F-approximation-based F-type test for GLHT problem under heteroscedasticity

An F-type normal reference test for the high-dimensional general linear hypothesis testing (GLHT) problem under heteroscedasticity. The null distribution is approximated by an F distribution using Welch–Satterthwaite (W–S) chi-square approximations.

Usage

WZ2026.GLHTBF.2cNRT(Y, G, n, p)

Arguments

Y

A list of \(k\) data matrices. The \(i\)th element represents the data matrix (\(n_i \times p\)) from the \(i\)th population with each row representing a \(p\)-dimensional observation.

G

A known full-rank coefficient matrix (\(q \times k\)) with \(\operatorname{rank}(\boldsymbol{G}) < k\).

n

A vector of \(k\) sample sizes. The \(i\)th element represents the sample size of group \(i\), \(n_i\).

p

The dimension of data.

Value

A list of class "NRtest" containing the results of the hypothesis test.

Details

The test statistic is of F-type form $$F_{n,p} = \frac{\|\boldsymbol{C\hat\mu}\|^2}{\operatorname{tr}(\widehat{\Omega}_n)}.$$ The degrees of freedom are estimated by matching the first two cumulants via W–S approximation, resulting in an \(F_{\hat d_1, \hat d_2}\) reference distribution.

References

Wang, P. and Zhu, T. (preprint).
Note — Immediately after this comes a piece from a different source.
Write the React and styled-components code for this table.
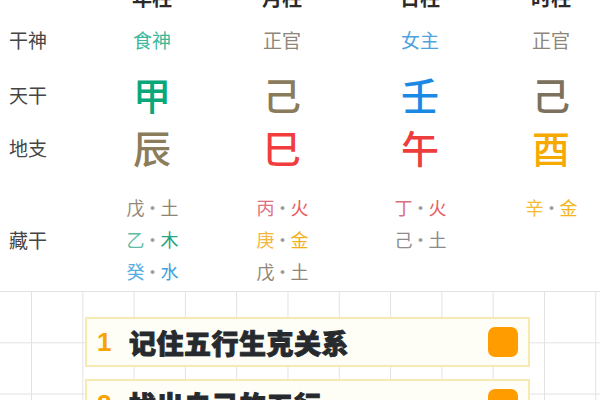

An F-type Test for Heteroscedastic General Linear Hypothesis Testing Problem for High Dimensional Data: a Normal Reference Approach.

Examples

library("HDNRA")
data("corneal")
dim(corneal)
#> [1]  150 2000
group1 <- as.matrix(corneal[1:43, ]) ## normal group
group2 <- as.matrix(corneal[44:57, ]) ## unilateral suspect group
group3 <- as.matrix(corneal[58:78, ]) ## suspect map group
group4 <- as.matrix(corneal[79:150, ]) ## clinical keratoconus group
p <- dim(corneal)[2]
Y <- list()
k <- 4
Y[[1]] <- group1
Y[[2]] <- group2
Y[[3]] <- group3
Y[[4]] <- group4
n <- c(nrow(Y[[1]]),nrow(Y[[2]]),nrow(Y[[3]]),nrow(Y[[4]]))
G <- cbind(diag(k-1),rep(-1,k-1))
WZ2026.GLHTBF.2cNRT(Y,G,n,p)
#> 
#> Results of Hypothesis Test
#> --------------------------
#> 
#> Test name:                       F-type normal reference test
#> 
#> Null Hypothesis:                 The general linear hypothesis is true
#> 
#> Alternative Hypothesis:          The general linear hypothesis is not true
#> 
#> Data:                            Y
#> 
#> Sample Sizes:                    n1 = 43
#>                                  n2 = 14
#>                                  n3 = 21
#>                                  n4 = 72
#> 
#> Sample Dimension:                2000
#> 
#> Test Statistic:                  F[WZ] = 4.1453
#> 
#> Approximation method to the      F-approximation (W-S chi^2 matching)
#> null distribution of F[WZ]: 
#> 
#> Approximation parameter(s):      df1  =   6.1652
#>                                  df2  = 118.4716
#>                                  bias =   1.3010
#> 
#> P-value:                         0.0007252525
#>